** Begin DATASET SECTION **
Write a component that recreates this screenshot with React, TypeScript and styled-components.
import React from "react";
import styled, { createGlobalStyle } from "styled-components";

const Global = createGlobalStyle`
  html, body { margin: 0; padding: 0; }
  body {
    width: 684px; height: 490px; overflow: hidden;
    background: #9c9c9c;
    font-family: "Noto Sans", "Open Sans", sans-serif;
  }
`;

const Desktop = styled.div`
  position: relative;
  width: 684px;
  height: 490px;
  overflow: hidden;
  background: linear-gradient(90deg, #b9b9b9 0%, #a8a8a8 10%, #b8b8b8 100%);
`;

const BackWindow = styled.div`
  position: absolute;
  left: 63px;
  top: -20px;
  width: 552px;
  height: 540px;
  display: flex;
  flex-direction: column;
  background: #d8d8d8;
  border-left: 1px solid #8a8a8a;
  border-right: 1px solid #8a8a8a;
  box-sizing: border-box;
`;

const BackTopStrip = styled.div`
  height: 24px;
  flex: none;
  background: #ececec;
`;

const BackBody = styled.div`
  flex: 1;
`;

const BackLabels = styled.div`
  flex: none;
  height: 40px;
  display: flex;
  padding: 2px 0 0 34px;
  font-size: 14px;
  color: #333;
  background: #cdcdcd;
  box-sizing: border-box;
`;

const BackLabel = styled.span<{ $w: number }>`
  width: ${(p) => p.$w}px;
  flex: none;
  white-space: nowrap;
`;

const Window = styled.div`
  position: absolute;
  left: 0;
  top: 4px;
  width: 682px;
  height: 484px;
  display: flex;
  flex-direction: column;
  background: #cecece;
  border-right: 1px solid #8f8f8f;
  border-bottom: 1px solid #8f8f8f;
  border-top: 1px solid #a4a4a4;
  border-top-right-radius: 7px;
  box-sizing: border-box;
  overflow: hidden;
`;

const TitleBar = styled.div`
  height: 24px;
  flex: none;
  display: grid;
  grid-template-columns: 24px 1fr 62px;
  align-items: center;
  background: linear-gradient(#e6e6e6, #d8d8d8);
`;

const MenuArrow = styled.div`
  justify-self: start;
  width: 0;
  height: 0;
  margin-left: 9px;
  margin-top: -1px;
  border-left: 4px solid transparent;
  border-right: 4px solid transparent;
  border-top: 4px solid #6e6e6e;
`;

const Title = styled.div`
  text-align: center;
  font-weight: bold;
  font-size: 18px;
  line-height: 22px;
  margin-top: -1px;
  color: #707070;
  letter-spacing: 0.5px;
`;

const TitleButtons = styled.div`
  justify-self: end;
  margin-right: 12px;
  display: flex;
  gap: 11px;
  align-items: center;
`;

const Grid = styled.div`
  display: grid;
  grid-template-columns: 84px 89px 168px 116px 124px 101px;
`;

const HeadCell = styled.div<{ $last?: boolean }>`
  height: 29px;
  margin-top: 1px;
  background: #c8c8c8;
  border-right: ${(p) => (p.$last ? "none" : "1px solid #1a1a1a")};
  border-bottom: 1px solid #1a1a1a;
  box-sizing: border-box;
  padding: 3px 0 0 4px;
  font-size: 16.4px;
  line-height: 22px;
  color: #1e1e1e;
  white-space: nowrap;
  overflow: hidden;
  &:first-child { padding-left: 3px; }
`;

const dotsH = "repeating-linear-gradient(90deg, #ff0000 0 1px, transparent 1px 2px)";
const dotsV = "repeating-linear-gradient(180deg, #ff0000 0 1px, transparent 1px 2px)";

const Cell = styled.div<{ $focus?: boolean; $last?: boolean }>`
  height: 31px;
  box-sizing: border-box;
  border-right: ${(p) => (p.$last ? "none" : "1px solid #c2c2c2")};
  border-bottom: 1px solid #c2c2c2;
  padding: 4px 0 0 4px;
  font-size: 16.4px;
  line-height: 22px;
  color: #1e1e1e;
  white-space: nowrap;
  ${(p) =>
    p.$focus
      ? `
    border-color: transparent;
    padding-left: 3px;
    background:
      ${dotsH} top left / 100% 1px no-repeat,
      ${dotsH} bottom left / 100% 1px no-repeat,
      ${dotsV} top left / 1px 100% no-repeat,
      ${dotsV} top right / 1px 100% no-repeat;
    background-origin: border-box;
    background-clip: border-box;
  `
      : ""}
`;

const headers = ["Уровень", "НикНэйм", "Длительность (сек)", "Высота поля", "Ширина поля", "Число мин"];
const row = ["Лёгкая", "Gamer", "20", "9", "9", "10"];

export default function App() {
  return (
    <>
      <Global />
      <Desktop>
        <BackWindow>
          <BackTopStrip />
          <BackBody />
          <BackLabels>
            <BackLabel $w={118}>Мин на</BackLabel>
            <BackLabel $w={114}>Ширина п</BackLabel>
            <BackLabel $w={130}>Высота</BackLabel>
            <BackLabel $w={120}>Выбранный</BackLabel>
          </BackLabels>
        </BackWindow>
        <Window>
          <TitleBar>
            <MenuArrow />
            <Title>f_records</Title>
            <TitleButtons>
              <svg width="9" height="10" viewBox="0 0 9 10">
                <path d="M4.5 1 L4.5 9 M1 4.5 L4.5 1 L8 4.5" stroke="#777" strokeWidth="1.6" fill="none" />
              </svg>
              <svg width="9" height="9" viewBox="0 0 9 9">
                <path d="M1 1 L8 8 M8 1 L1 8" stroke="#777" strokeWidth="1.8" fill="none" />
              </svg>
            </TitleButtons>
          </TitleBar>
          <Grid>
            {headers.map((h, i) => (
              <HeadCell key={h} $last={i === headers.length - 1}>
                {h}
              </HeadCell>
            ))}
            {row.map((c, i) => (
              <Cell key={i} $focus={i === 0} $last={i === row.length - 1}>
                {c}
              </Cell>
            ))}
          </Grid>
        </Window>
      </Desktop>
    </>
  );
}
** End DATASET SECTION **
**TASK REQUIREMENTS**
Print the whole listing exactly as it is.

**WRITTEN ANSWER**
Write a component that recreates this screenshot with React, TypeScript and styled-components.
import React from "react";
import styled, { createGlobalStyle } from "styled-components";

const Global = createGlobalStyle`
  html, body { margin: 0; padding: 0; }
  body {
    width: 684px; height: 490px; overflow: hidden;
    background: #9c9c9c;
    font-family: "Noto Sans", "Open Sans", sans-serif;
  }
`;

const Desktop = styled.div`
  position: relative;
  width: 684px;
  height: 490px;
  overflow: hidden;
  background: linear-gradient(90deg, #b9b9b9 0%, #a8a8a8 10%, #b8b8b8 100%);
`;

const BackWindow = styled.div`
  position: absolute;
  left: 63px;
  top: -20px;
  width: 552px;
  height: 540px;
  display: flex;
  flex-direction: column;
  background: #d8d8d8;
  border-left: 1px solid #8a8a8a;
  border-right: 1px solid #8a8a8a;
  box-sizing: border-box;
`;

const BackTopStrip = styled.div`
  height: 24px;
  flex: none;
  background: #ececec;
`;

const BackBody = styled.div`
  flex: 1;
`;

const BackLabels = styled.div`
  flex: none;
  height: 40px;
  display: flex;
  padding: 2px 0 0 34px;
  font-size: 14px;
  color: #333;
  background: #cdcdcd;
  box-sizing: border-box;
`;

const BackLabel = styled.span<{ $w: number }>`
  width: ${(p) => p.$w}px;
  flex: none;
  white-space: nowrap;
`;

const Window = styled.div`
  position: absolute;
  left: 0;
  top: 4px;
  width: 682px;
  height: 484px;
  display: flex;
  flex-direction: column;
  background: #cecece;
  border-right: 1px solid #8f8f8f;
  border-bottom: 1px solid #8f8f8f;
  border-top: 1px solid #a4a4a4;
  border-top-right-radius: 7px;
  box-sizing: border-box;
  overflow: hidden;
`;

const TitleBar = styled.div`
  height: 24px;
  flex: none;
  display: grid;
  grid-template-columns: 24px 1fr 62px;
  align-items: center;
  background: linear-gradient(#e6e6e6, #d8d8d8);
`;

const MenuArrow = styled.div`
  justify-self: start;
  width: 0;
  height: 0;
  margin-left: 9px;
  margin-top: -1px;
  border-left: 4px solid transparent;
  border-right: 4px solid transparent;
  border-top: 4px solid #6e6e6e;
`;

const Title = styled.div`
  text-align: center;
  font-weight: bold;
  font-size: 18px;
  line-height: 22px;
  margin-top: -1px;
  color: #707070;
  letter-spacing: 0.5px;
`;

const TitleButtons = styled.div`
  justify-self: end;
  margin-right: 12px;
  display: flex;
  gap: 11px;
  align-items: center;
`;

const Grid = styled.div`
  display: grid;
  grid-template-columns: 84px 89px 168px 116px 124px 101px;
`;

const HeadCell = styled.div<{ $last?: boolean }>`
  height: 29px;
  margin-top: 1px;
  background: #c8c8c8;
  border-right: ${(p) => (p.$last ? "none" : "1px solid #1a1a1a")};
  border-bottom: 1px solid #1a1a1a;
  box-sizing: border-box;
  padding: 3px 0 0 4px;
  font-size: 16.4px;
  line-height: 22px;
  color: #1e1e1e;
  white-space: nowrap;
  overflow: hidden;
  &:first-child { padding-left: 3px; }
`;

const dotsH = "repeating-linear-gradient(90deg, #ff0000 0 1px, transparent 1px 2px)";
const dotsV = "repeating-linear-gradient(180deg, #ff0000 0 1px, transparent 1px 2px)";

const Cell = styled.div<{ $focus?: boolean; $last?: boolean }>`
  height: 31px;
  box-sizing: border-box;
  border-right: ${(p) => (p.$last ? "none" : "1px solid #c2c2c2")};
  border-bottom: 1px solid #c2c2c2;
  padding: 4px 0 0 4px;
  font-size: 16.4px;
  line-height: 22px;
  color: #1e1e1e;
  white-space: nowrap;
  ${(p) =>
    p.$focus
      ? `
    border-color: transparent;
    padding-left: 3px;
    background:
      ${dotsH} top left / 100% 1px no-repeat,
      ${dotsH} bottom left / 100% 1px no-repeat,
      ${dotsV} top left / 1px 100% no-repeat,
      ${dotsV} top right / 1px 100% no-repeat;
    background-origin: border-box;
    background-clip: border-box;
  `
      : ""}
`;

const headers = ["Уровень", "НикНэйм", "Длительность (сек)", "Высота поля", "Ширина поля", "Число мин"];
const row = ["Лёгкая", "Gamer", "20", "9", "9", "10"];

export default function App() {
  return (
    <>
      <Global />
      <Desktop>
        <BackWindow>
          <BackTopStrip />
          <BackBody />
          <BackLabels>
            <BackLabel $w={118}>Мин на</BackLabel>
            <BackLabel $w={114}>Ширина п</BackLabel>
            <BackLabel $w={130}>Высота</BackLabel>
            <BackLabel $w={120}>Выбранный</BackLabel>
          </BackLabels>
        </BackWindow>
        <Window>
          <TitleBar>
            <MenuArrow />
            <Title>f_records</Title>
            <TitleButtons>
              <svg width="9" height="10" viewBox="0 0 9 10">
                <path d="M4.5 1 L4.5 9 M1 4.5 L4.5 1 L8 4.5" stroke="#777" strokeWidth="1.6" fill="none" />
              </svg>
              <svg width="9" height="9" viewBox="0 0 9 9">
                <path d="M1 1 L8 8 M8 1 L1 8" stroke="#777" strokeWidth="1.8" fill="none" />
              </svg>
            </TitleButtons>
          </TitleBar>
          <Grid>
            {headers.map((h, i) => (
              <HeadCell key={h} $last={i === headers.length - 1}>
                {h}
              </HeadCell>
            ))}
            {row.map((c, i) => (
              <Cell key={i} $focus={i === 0} $last={i === row.length - 1}>
                {c}
              </Cell>
            ))}
          </Grid>
        </Window>
      </Desktop>
    </>
  );
}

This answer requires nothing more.